On May 1, 2020, we closed the sale of our Montana-Alberta Tie Line assets for proceeds of approximately $180 million, subject to customary closing adjustments. Refer to Note 6. Acquisitions and Dispositions for further discussion of the transaction.
On May 4, 2020, a rupture occurred on Line 10, a 30-inch natural gas pipeline that makes up part of the Texas Eastern natural gas pipeline system in Fleming County, Kentucky. There have been no reported injuries or damaged structures as a result of the rupture. Texas Eastern crews are on site and have secured the area. The impacted section of pipe was shut-in following the incident and remains isolated. The National Transportation Safety Board has assumed control of the site and is working with the Pipeline and Hazardous Materials Safety Administration and Enbridge to investigate.  

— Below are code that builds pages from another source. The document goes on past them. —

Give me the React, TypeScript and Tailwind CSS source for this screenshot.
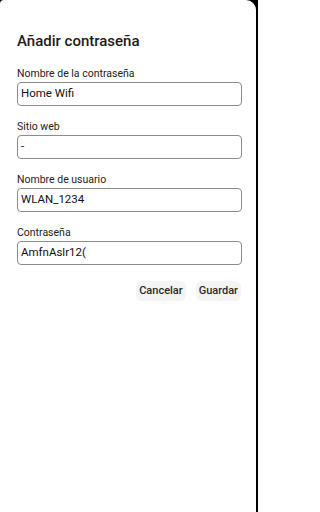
export default function App() {
  const fields = [
    { label: "Nombre de la contraseña", value: "Home Wifi" },
    { label: "Sitio web", value: "-" },
    { label: "Nombre de usuario", value: "WLAN_1234" },
    { label: "Contraseña", value: "AmfnAslr12(" },
  ];

  return (
    <main className="h-[512px] w-[258px] bg-black" style={{ fontFamily: "Roboto, 'Noto Sans', sans-serif" }}>
      <section className="h-full w-[256px] rounded-tl-[4px] rounded-tr-[10px] bg-white px-[17px] pt-[31px]">
        <h1 className="text-[15px] leading-[20px] font-medium text-[#1c1c1c]">Añadir contraseña</h1>

        <div className="mt-[16px] flex flex-col gap-[14px]">
          {fields.map((f) => (
            <div key={f.label} className="flex flex-col">
              <label className="text-[10.5px] leading-[14px] text-[#222]">{f.label}</label>
              <div className="mt-[1px] flex h-[24px] w-[225px] items-center rounded-[4px] border border-[#8c8c8c] px-[3px] text-[11.5px] text-[#111]">
                {f.value}
              </div>
            </div>
          ))}
        </div>

        <div className="-mr-[2px] mt-[16px] flex justify-end gap-[10px]">
          <button className="h-[20px] rounded-[6px] bg-[#f4f4f4] px-[3px] text-[11px] font-medium text-[#2a2a2a]">Cancelar</button>
          <button className="h-[20px] rounded-[6px] bg-[#f4f4f4] px-[3px] text-[11px] font-medium text-[#2a2a2a]">Guardar</button>
        </div>
      </section>
    </main>
  );
}
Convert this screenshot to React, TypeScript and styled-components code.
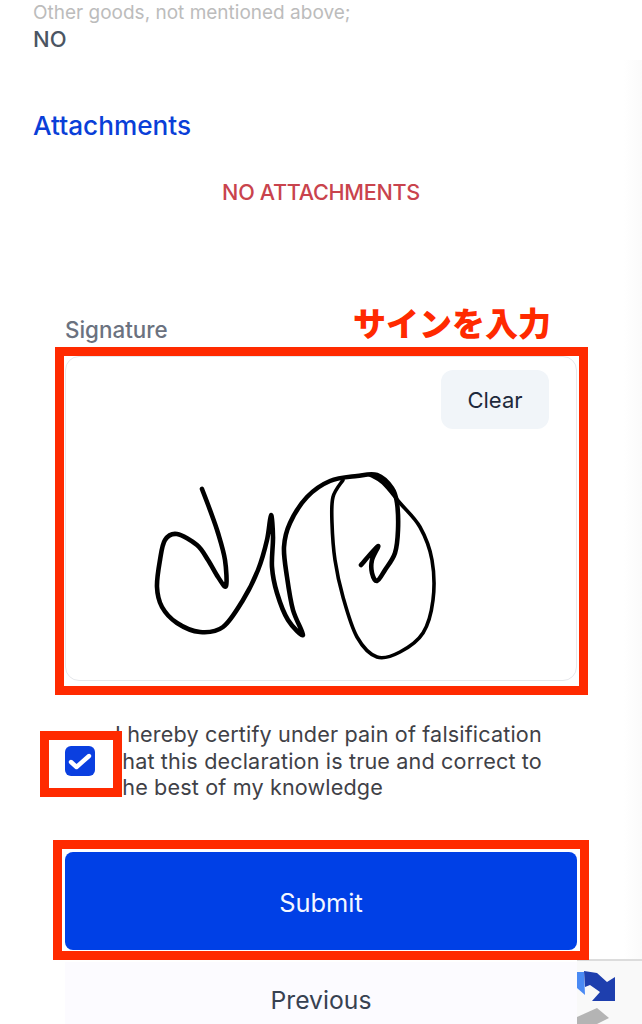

The spread of the COVID-19 pandemic has caused significant volatility in Canada, the United States and international markets. We continue to monitor the impact of the COVID-19 pandemic, reduced crude oil demand and reduced commodity prices on our results of operations. These demand effects coincided with decisions by various global producers, including the Organization of Petroleum Exporting Countries and other oil producing nations (OPEC+) to increase global production levels, putting severe downward pressure on prices. As a result, prices of crude oil, natural gas, natural gas liquids and other commodities whose prices are highly correlated to crude oil have decreased substantially. Given the many outstanding questions as to the length and depth of the COVID-19 pandemic and the current low commodity price environment, the impact on us is uncertain; however, it is possible that they may have an adverse impact on our business and results of operations in the future.